Lu aussi dans un journal la théorie d’une machination de la CIA. Ouah, ça doit être un expert drôlement fort qui a mis au point le complot : calculer l’instant où DSK va sortir nu de la salle de bain, sélectionner une jeune femme très belle, noire pour titiller ses fantasmes néo-esclavagistes les plus inconscients, puis le jeter sous le joug sexuel de cette espionne… ce pauvre DSK n’avait aucune chance. Obligé de se jeter sur elle comme un malade, on va pas tout de même lui demander de maitriser ses pulsions, au pauvre homme, non ? Ils sont trop forts la CIA.

Mais d’où vient ce choc si puissant qu’il sidère la France ?

C’est l’image que nous renvoie le reste du monde de notre pays, with a little help from our american friends. Pas de doute que si la même chose s’était passée en France (et d’ailleurs, la même chose s’est passée en France, avec la journaliste Tristane Banon), la chose aurait été enterrée. Une victime d’agression sexuelle ne parle que dans un environnement où elle a une chance de trouver justice et réparation. Aujourd’hui, en France, les cadavres sortent du placard et le monde découvre médusé le machisme et l’hyper-patriarcat de notre pays qui sous-tend et  verrouille toutes les structures et les rouages déterminants d’une société, permettant sa reproduction ad vitam eternam, n’eut été  a little help from our american friends : le milieu politique permissif sur l’abus de pouvoir à des fins sexuelles ( on a oublié entre-temps l’épisode « Frédéric Mitterand et le tourisme sexuel »), le machisme des médias, des éditions, des institutions et de la justice.

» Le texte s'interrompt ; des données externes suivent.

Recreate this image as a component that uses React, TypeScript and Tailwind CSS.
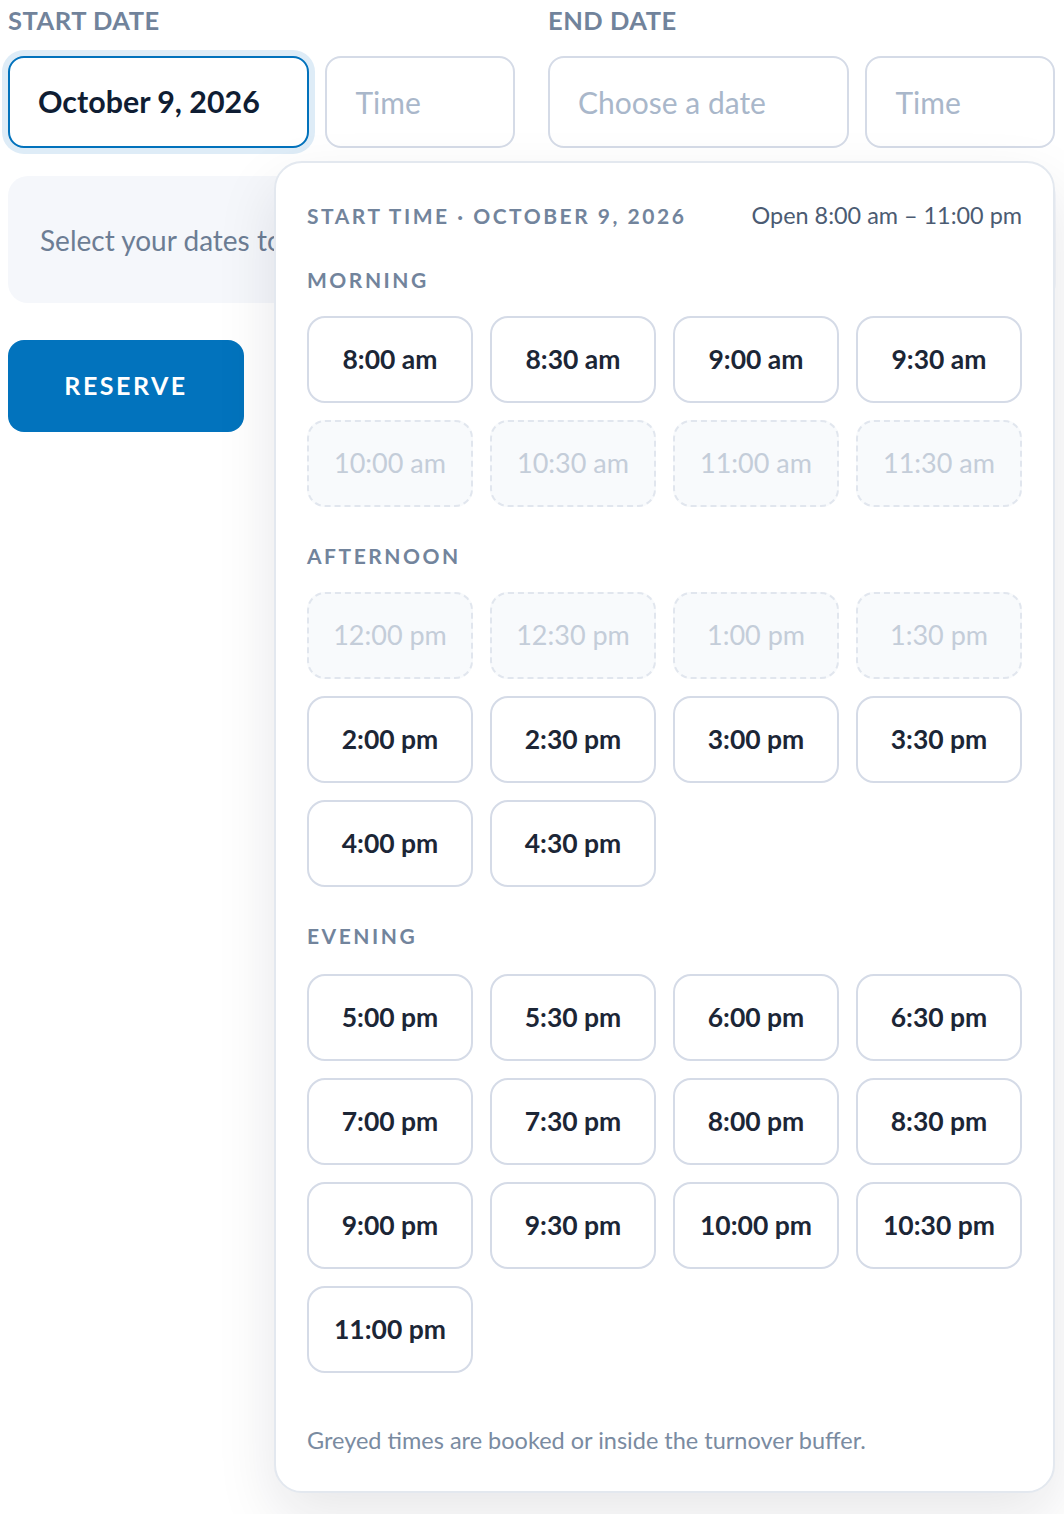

Car ce que nous renvoie aussi crûment en miroir l’image de DSK en menottes, c’est une justice qui protège les victimes et non les agresseurs, quelque soit leur puissance. Shocking isn’t it ? En France, un pédophile a droit à un avocat à la minute où il est pris en charge par la justice, il a aussi droit à des soins psychiatriques gratuits lors de son séjour en prison, quand la victime n’a pas automatiquement droit à la défense et doit payer elle-même pour sa thérapie (souvent longue, vue la durée des séquelles dans ce genre d’agression).

Ce choc qui assomme la France aujourd’hui, c’est un coup de butoir irrémédiable contre son patriarcat, qui  marque un processus déjà amorcé, le début de sa fin.

Voilà des années que je me bats, avec mes armes, contre ce machisme et cet hyper-patriarcat français, ayant vécu longtemps aux Etats-Unis. La réponse – explicite ou implicite – que j’ai toujours reçue a été politique, celle du Front National : « La France, tu l’aimes ou tu la quittes ». Si ça ne te convient pas ici, retourne aux USA.

La France que j’aime, ce n’est pas celle de DSK, ni des éléphants du P.S., ni même des éléphants tout court. Ma France, je l’aime et je ne la quitterai pas.